++++ Data provided

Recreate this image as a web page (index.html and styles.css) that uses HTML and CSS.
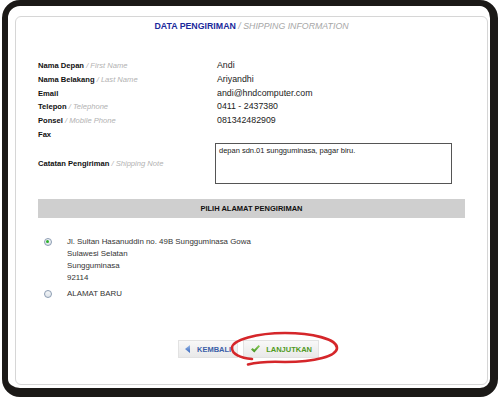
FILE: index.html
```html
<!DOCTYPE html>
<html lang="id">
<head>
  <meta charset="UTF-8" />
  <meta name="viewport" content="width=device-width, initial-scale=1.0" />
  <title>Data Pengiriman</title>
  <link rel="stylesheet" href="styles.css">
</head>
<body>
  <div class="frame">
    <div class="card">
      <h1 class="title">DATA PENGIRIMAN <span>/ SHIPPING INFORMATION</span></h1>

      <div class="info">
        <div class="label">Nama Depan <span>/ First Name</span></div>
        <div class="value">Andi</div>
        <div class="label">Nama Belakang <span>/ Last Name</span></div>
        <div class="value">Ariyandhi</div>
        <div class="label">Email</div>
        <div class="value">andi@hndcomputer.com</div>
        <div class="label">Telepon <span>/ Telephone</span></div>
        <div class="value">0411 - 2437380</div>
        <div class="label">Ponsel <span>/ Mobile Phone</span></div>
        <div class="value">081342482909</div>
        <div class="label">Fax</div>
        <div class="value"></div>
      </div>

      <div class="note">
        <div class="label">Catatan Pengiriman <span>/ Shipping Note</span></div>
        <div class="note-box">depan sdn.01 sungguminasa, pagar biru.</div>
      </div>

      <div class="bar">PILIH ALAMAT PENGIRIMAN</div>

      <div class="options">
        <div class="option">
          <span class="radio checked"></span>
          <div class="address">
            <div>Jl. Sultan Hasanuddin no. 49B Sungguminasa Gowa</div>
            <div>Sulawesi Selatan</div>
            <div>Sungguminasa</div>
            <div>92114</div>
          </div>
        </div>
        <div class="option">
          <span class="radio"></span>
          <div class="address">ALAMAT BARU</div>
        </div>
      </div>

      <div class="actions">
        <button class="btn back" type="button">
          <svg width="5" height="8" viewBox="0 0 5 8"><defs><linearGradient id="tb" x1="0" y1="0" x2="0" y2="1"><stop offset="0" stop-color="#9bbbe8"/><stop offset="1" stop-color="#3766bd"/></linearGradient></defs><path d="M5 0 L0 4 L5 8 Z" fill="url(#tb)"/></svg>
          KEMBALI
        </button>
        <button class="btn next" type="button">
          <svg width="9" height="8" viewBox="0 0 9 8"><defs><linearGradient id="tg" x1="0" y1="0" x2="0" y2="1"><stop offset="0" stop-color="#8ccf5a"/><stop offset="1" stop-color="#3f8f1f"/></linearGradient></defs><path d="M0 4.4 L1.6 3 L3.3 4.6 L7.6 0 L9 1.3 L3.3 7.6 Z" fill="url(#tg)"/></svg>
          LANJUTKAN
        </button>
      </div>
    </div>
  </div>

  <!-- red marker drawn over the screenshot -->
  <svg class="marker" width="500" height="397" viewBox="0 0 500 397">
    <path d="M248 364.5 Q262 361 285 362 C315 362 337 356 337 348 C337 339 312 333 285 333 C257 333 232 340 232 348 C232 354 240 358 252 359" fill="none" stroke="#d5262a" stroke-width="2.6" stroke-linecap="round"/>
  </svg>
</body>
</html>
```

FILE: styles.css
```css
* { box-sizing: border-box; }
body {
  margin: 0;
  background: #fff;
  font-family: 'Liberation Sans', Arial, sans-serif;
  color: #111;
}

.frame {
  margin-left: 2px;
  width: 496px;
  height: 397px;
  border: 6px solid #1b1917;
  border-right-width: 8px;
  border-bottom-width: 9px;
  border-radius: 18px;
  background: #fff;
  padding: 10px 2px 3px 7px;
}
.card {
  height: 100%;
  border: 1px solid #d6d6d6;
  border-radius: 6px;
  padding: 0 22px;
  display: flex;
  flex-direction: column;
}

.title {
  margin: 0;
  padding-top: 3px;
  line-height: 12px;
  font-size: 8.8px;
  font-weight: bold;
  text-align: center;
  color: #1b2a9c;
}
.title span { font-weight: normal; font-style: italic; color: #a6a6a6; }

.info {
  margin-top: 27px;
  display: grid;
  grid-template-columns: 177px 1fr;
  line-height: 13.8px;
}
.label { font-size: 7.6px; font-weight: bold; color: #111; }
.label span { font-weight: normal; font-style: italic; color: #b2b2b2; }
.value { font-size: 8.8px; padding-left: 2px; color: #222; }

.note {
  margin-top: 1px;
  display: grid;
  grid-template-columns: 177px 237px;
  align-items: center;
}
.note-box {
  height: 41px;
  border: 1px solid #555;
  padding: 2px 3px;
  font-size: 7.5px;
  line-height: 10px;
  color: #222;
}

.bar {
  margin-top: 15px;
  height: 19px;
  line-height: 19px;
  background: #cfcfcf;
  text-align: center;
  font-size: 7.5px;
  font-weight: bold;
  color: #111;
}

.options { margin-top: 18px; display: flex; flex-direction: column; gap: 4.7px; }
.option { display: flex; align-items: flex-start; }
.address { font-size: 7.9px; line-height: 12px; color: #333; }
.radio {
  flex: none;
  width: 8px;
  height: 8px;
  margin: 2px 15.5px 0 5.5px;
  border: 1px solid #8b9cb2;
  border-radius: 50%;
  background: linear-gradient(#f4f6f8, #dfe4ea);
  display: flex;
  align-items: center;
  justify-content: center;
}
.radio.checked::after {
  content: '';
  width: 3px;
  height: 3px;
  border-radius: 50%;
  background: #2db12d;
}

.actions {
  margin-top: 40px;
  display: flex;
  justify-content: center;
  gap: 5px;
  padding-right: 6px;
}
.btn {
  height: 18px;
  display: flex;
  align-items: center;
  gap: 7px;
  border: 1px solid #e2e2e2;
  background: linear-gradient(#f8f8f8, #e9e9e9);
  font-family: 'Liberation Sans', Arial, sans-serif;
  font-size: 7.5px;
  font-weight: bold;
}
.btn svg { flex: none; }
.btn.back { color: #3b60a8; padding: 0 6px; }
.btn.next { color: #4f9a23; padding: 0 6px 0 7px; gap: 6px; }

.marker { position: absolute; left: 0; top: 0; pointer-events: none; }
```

++++++++

The request →
Please set down each line of the data above exactly as written, without the pictures.

Finished answer →
Recreate this image as a web page (index.html and styles.css) that uses HTML and CSS.
FILE: index.html
```html
<!DOCTYPE html>
<html lang="id">
<head>
  <meta charset="UTF-8" />
  <meta name="viewport" content="width=device-width, initial-scale=1.0" />
  <title>Data Pengiriman</title>
  <link rel="stylesheet" href="styles.css">
</head>
<body>
  <div class="frame">
    <div class="card">
      <h1 class="title">DATA PENGIRIMAN <span>/ SHIPPING INFORMATION</span></h1>

      <div class="info">
        <div class="label">Nama Depan <span>/ First Name</span></div>
        <div class="value">Andi</div>
        <div class="label">Nama Belakang <span>/ Last Name</span></div>
        <div class="value">Ariyandhi</div>
        <div class="label">Email</div>
        <div class="value">andi@hndcomputer.com</div>
        <div class="label">Telepon <span>/ Telephone</span></div>
        <div class="value">0411 - 2437380</div>
        <div class="label">Ponsel <span>/ Mobile Phone</span></div>
        <div class="value">081342482909</div>
        <div class="label">Fax</div>
        <div class="value"></div>
      </div>

      <div class="note">
        <div class="label">Catatan Pengiriman <span>/ Shipping Note</span></div>
        <div class="note-box">depan sdn.01 sungguminasa, pagar biru.</div>
      </div>

      <div class="bar">PILIH ALAMAT PENGIRIMAN</div>

      <div class="options">
        <div class="option">
          <span class="radio checked"></span>
          <div class="address">
            <div>Jl. Sultan Hasanuddin no. 49B Sungguminasa Gowa</div>
            <div>Sulawesi Selatan</div>
            <div>Sungguminasa</div>
            <div>92114</div>
          </div>
        </div>
        <div class="option">
          <span class="radio"></span>
          <div class="address">ALAMAT BARU</div>
        </div>
      </div>

      <div class="actions">
        <button class="btn back" type="button">
          <svg width="5" height="8" viewBox="0 0 5 8"><defs><linearGradient id="tb" x1="0" y1="0" x2="0" y2="1"><stop offset="0" stop-color="#9bbbe8"/><stop offset="1" stop-color="#3766bd"/></linearGradient></defs><path d="M5 0 L0 4 L5 8 Z" fill="url(#tb)"/></svg>
          KEMBALI
        </button>
        <button class="btn next" type="button">
          <svg width="9" height="8" viewBox="0 0 9 8"><defs><linearGradient id="tg" x1="0" y1="0" x2="0" y2="1"><stop offset="0" stop-color="#8ccf5a"/><stop offset="1" stop-color="#3f8f1f"/></linearGradient></defs><path d="M0 4.4 L1.6 3 L3.3 4.6 L7.6 0 L9 1.3 L3.3 7.6 Z" fill="url(#tg)"/></svg>
          LANJUTKAN
        </button>
      </div>
    </div>
  </div>

  <!-- red marker drawn over the screenshot -->
  <svg class="marker" width="500" height="397" viewBox="0 0 500 397">
    <path d="M248 364.5 Q262 361 285 362 C315 362 337 356 337 348 C337 339 312 333 285 333 C257 333 232 340 232 348 C232 354 240 358 252 359" fill="none" stroke="#d5262a" stroke-width="2.6" stroke-linecap="round"/>
  </svg>
</body>
</html>
```

FILE: styles.css
```css
* { box-sizing: border-box; }
body {
  margin: 0;
  background: #fff;
  font-family: 'Liberation Sans', Arial, sans-serif;
  color: #111;
}

.frame {
  margin-left: 2px;
  width: 496px;
  height: 397px;
  border: 6px solid #1b1917;
  border-right-width: 8px;
  border-bottom-width: 9px;
  border-radius: 18px;
  background: #fff;
  padding: 10px 2px 3px 7px;
}
.card {
  height: 100%;
  border: 1px solid #d6d6d6;
  border-radius: 6px;
  padding: 0 22px;
  display: flex;
  flex-direction: column;
}

.title {
  margin: 0;
  padding-top: 3px;
  line-height: 12px;
  font-size: 8.8px;
  font-weight: bold;
  text-align: center;
  color: #1b2a9c;
}
.title span { font-weight: normal; font-style: italic; color: #a6a6a6; }

.info {
  margin-top: 27px;
  display: grid;
  grid-template-columns: 177px 1fr;
  line-height: 13.8px;
}
.label { font-size: 7.6px; font-weight: bold; color: #111; }
.label span { font-weight: normal; font-style: italic; color: #b2b2b2; }
.value { font-size: 8.8px; padding-left: 2px; color: #222; }

.note {
  margin-top: 1px;
  display: grid;
  grid-template-columns: 177px 237px;
  align-items: center;
}
.note-box {
  height: 41px;
  border: 1px solid #555;
  padding: 2px 3px;
  font-size: 7.5px;
  line-height: 10px;
  color: #222;
}

.bar {
  margin-top: 15px;
  height: 19px;
  line-height: 19px;
  background: #cfcfcf;
  text-align: center;
  font-size: 7.5px;
  font-weight: bold;
  color: #111;
}

.options { margin-top: 18px; display: flex; flex-direction: column; gap: 4.7px; }
.option { display: flex; align-items: flex-start; }
.address { font-size: 7.9px; line-height: 12px; color: #333; }
.radio {
  flex: none;
  width: 8px;
  height: 8px;
  margin: 2px 15.5px 0 5.5px;
  border: 1px solid #8b9cb2;
  border-radius: 50%;
  background: linear-gradient(#f4f6f8, #dfe4ea);
  display: flex;
  align-items: center;
  justify-content: center;
}
.radio.checked::after {
  content: '';
  width: 3px;
  height: 3px;
  border-radius: 50%;
  background: #2db12d;
}

.actions {
  margin-top: 40px;
  display: flex;
  justify-content: center;
  gap: 5px;
  padding-right: 6px;
}
.btn {
  height: 18px;
  display: flex;
  align-items: center;
  gap: 7px;
  border: 1px solid #e2e2e2;
  background: linear-gradient(#f8f8f8, #e9e9e9);
  font-family: 'Liberation Sans', Arial, sans-serif;
  font-size: 7.5px;
  font-weight: bold;
}
.btn svg { flex: none; }
.btn.back { color: #3b60a8; padding: 0 6px; }
.btn.next { color: #4f9a23; padding: 0 6px 0 7px; gap: 6px; }

.marker { position: absolute; left: 0; top: 0; pointer-events: none; }
```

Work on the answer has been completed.